# Exercise aim
Go through the records and copy each line where the word "styled" occurs.

# Listing

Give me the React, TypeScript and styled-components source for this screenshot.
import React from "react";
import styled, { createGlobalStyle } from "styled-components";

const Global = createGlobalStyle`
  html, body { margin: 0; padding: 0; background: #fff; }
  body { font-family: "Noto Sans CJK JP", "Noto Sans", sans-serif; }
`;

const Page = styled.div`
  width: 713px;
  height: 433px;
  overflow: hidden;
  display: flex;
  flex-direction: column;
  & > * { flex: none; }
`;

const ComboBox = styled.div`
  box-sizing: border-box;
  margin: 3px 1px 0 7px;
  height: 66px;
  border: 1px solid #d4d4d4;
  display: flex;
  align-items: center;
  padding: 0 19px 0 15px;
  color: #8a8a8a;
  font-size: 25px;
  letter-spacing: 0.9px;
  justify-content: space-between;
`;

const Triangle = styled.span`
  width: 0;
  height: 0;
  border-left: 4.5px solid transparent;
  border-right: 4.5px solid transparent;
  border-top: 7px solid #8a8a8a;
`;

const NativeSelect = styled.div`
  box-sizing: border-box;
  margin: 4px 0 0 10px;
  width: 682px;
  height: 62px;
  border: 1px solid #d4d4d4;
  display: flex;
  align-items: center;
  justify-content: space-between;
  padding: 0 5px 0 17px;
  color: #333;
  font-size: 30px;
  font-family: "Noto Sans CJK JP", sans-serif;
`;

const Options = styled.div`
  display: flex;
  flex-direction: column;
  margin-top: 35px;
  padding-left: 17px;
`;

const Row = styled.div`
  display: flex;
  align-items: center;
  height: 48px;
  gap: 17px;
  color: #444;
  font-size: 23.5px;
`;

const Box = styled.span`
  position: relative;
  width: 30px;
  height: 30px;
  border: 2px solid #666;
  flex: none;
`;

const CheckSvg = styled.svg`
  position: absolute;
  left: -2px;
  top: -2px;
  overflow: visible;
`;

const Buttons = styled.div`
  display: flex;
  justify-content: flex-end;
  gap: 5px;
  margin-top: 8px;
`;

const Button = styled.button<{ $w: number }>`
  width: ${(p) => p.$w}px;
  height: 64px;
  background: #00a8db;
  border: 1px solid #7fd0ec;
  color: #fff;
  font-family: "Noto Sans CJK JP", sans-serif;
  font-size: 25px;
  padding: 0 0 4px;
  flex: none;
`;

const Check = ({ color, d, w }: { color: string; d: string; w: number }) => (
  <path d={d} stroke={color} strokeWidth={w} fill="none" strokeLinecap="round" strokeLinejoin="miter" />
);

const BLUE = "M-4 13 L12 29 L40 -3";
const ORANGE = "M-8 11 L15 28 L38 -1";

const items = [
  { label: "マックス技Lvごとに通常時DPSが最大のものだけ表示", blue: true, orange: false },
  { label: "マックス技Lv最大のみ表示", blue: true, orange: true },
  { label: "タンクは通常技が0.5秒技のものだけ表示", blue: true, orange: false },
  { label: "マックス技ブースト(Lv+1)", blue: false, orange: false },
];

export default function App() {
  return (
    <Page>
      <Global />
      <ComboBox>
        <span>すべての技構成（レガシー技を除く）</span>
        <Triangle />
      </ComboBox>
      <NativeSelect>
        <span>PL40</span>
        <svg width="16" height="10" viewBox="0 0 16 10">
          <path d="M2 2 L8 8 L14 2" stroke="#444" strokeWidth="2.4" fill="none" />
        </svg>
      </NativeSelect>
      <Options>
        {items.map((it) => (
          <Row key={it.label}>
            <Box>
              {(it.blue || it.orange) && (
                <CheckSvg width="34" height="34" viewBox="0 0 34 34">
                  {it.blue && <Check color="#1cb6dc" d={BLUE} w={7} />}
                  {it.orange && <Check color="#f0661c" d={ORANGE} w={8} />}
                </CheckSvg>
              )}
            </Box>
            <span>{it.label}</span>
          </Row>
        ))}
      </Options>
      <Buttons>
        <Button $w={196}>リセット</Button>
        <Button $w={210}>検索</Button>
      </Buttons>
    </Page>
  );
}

--

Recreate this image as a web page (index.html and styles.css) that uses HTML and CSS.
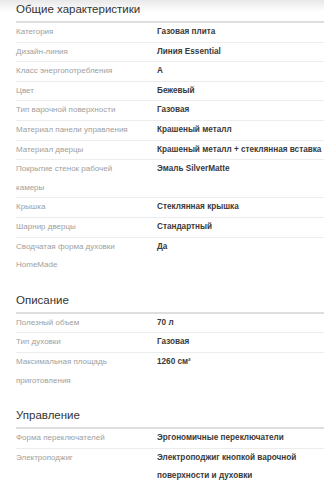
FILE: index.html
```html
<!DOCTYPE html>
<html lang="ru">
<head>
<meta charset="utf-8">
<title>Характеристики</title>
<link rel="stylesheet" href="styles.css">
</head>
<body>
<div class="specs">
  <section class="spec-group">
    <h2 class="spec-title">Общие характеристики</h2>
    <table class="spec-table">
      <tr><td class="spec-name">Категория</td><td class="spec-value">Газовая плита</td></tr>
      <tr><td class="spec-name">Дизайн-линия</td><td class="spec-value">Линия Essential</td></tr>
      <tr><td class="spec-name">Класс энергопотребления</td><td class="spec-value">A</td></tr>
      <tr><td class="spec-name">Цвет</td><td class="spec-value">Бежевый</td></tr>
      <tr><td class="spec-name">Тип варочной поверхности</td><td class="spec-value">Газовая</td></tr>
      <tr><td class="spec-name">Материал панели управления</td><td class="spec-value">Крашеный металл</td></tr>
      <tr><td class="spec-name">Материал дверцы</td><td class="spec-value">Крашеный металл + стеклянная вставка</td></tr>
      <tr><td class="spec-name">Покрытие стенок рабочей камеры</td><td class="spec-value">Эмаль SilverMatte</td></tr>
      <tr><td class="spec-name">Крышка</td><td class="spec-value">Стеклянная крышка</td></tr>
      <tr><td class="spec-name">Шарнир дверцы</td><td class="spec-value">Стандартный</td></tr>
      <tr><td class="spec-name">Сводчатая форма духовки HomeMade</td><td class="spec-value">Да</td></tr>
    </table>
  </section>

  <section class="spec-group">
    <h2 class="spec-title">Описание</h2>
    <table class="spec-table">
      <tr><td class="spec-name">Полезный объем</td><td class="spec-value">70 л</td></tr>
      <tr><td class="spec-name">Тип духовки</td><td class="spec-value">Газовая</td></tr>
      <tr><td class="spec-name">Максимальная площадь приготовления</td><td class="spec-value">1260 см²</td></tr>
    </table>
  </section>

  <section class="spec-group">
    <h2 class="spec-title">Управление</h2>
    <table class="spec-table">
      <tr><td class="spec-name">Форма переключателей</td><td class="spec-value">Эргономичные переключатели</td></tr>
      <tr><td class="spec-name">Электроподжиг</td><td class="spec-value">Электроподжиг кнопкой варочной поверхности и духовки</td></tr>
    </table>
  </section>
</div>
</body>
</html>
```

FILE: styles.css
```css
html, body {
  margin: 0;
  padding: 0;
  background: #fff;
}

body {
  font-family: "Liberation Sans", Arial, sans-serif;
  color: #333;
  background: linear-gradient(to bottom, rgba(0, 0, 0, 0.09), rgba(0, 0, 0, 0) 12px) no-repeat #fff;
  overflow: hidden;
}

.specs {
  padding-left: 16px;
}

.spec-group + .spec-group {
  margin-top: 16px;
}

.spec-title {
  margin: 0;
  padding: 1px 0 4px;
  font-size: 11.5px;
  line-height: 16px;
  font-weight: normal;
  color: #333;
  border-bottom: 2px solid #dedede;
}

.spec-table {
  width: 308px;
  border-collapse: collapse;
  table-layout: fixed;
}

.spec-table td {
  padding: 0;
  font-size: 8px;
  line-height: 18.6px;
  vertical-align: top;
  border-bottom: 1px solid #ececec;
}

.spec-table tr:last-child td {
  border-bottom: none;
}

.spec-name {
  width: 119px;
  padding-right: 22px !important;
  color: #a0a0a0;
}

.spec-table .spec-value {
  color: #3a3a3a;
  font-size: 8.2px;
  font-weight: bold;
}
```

--

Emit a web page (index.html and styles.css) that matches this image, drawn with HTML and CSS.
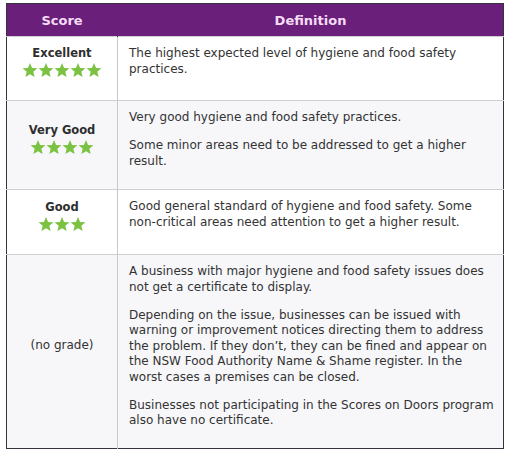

# Result for this task
Give me the React, TypeScript and styled-components source for this screenshot.
import styled, { createGlobalStyle } from "styled-components";
const Page = styled.div`
const ComboBox = styled.div`
const Triangle = styled.span`
const NativeSelect = styled.div`
const Options = styled.div`
const Row = styled.div`
const Box = styled.span`
const CheckSvg = styled.svg`
const Buttons = styled.div`
const Button = styled.button<{ $w: number }>`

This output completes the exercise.